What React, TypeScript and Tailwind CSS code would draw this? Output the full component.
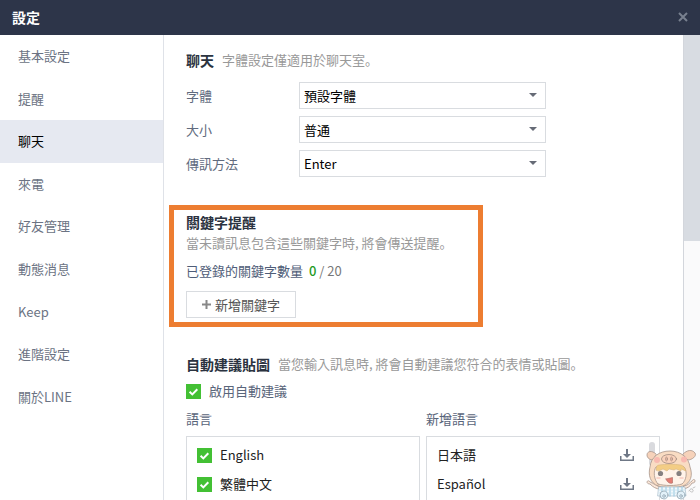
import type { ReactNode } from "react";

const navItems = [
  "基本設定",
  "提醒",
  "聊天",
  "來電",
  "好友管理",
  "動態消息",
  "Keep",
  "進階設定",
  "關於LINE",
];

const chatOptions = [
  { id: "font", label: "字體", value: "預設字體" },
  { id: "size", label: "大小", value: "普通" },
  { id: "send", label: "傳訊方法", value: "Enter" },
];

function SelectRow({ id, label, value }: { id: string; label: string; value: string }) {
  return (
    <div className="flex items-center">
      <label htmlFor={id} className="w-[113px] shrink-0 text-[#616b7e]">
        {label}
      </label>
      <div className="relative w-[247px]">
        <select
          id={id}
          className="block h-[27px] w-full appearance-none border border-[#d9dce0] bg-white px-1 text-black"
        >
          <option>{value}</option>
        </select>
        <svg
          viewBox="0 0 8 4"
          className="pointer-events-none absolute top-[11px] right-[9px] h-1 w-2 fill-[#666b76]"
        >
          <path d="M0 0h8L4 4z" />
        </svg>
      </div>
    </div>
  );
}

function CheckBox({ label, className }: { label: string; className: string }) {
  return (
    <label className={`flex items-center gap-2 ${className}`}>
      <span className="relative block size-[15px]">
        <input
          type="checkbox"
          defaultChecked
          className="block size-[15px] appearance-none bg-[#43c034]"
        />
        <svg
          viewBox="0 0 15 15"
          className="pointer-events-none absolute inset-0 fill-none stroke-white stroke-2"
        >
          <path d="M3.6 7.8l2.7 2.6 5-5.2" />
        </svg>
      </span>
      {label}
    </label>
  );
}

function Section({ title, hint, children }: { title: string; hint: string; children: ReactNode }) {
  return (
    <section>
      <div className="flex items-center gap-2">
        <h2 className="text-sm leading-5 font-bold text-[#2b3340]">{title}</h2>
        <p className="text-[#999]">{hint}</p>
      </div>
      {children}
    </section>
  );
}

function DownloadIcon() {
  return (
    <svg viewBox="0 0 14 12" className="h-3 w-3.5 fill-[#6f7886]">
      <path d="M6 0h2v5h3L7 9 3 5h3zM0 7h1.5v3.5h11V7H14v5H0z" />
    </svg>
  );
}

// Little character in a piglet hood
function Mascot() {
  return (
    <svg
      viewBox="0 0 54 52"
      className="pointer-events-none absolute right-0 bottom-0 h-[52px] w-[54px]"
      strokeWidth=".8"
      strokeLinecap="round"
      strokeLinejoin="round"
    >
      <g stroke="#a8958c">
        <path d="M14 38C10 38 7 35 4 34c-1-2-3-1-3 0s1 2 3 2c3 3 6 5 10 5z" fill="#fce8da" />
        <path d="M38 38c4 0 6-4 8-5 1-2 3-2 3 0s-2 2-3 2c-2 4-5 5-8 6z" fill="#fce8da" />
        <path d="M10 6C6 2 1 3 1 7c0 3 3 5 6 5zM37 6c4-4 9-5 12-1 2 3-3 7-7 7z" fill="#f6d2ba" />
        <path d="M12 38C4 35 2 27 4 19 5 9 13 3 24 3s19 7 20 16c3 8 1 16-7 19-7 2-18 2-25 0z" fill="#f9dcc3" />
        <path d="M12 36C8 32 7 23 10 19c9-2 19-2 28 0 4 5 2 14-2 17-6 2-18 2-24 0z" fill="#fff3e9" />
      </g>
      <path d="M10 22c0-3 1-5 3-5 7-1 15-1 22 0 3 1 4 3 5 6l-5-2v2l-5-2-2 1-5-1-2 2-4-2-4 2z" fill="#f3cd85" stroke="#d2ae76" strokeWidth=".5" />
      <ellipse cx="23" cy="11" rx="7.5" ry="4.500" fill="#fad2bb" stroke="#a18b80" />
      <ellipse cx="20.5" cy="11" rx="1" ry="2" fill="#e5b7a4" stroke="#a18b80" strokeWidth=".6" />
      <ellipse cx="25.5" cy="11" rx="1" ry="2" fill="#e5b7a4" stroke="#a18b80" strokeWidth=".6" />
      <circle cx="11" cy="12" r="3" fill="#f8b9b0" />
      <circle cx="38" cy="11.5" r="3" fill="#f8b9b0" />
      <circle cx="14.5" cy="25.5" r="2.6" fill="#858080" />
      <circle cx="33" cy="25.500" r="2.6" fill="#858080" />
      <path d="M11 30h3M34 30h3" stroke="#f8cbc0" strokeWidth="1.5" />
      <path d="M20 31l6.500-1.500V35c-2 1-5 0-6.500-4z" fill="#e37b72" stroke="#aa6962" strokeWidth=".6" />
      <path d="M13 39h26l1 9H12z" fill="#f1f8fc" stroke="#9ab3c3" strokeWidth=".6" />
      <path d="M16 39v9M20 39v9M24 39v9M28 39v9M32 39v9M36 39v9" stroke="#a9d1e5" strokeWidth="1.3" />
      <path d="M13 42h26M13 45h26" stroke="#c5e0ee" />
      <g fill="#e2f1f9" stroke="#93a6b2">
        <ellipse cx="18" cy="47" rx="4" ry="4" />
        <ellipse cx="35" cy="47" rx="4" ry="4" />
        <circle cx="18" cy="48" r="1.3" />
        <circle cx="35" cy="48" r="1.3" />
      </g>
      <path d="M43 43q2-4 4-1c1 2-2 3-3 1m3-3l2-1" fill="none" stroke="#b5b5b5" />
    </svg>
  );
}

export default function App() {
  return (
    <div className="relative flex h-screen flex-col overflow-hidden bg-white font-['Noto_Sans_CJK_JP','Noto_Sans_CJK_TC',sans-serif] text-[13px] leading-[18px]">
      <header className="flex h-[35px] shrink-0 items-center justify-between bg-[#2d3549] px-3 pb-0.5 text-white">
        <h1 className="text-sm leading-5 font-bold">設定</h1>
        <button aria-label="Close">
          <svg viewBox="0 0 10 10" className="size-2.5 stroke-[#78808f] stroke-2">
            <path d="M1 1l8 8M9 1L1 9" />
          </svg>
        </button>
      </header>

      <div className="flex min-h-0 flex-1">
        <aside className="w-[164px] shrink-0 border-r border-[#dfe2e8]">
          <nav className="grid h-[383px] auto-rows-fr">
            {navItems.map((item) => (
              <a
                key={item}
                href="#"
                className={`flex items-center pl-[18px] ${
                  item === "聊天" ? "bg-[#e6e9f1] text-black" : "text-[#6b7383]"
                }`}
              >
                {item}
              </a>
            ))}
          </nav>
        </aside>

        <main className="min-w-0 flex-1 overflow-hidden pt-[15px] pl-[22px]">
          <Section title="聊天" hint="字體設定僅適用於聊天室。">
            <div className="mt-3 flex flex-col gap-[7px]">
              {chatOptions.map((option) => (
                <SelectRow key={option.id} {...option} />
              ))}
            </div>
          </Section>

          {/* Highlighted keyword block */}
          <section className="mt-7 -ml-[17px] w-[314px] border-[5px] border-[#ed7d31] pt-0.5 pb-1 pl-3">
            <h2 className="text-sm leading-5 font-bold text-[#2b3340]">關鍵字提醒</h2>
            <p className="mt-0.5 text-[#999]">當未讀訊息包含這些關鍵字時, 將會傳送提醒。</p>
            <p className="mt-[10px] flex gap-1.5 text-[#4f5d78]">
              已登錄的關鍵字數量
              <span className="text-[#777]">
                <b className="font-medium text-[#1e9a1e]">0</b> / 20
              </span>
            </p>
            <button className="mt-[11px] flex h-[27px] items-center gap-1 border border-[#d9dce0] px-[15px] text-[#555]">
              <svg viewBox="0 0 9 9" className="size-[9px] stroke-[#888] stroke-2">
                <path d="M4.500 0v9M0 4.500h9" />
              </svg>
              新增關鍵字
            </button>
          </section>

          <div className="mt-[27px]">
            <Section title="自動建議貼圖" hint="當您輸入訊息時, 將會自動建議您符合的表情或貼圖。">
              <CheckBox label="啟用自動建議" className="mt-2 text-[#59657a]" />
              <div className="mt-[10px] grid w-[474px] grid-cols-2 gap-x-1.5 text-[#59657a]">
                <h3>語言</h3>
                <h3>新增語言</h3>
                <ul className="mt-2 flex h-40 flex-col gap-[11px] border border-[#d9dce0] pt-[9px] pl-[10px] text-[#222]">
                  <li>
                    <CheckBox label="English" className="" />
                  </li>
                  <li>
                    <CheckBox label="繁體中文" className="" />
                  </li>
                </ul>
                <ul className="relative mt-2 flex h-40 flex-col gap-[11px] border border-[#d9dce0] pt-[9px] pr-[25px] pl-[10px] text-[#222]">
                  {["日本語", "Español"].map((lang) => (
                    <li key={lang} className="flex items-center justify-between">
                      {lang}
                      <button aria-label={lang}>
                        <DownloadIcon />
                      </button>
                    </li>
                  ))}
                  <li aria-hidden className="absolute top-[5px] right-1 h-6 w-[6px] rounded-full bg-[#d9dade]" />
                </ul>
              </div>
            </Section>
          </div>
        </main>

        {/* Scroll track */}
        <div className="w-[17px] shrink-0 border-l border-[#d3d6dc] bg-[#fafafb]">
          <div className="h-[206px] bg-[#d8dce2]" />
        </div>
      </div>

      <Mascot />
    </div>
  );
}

※ ※ ※

Exercise description:
Scan the material line by line and report each one that contains "full".

Answer for the task:
What React, TypeScript and Tailwind CSS code would draw this? Output the full component.
          className="block h-[27px] w-full appearance-none border border-[#d9dce0] bg-white px-1 text-black"
                  <li aria-hidden className="absolute top-[5px] right-1 h-6 w-[6px] rounded-full bg-[#d9dade]" />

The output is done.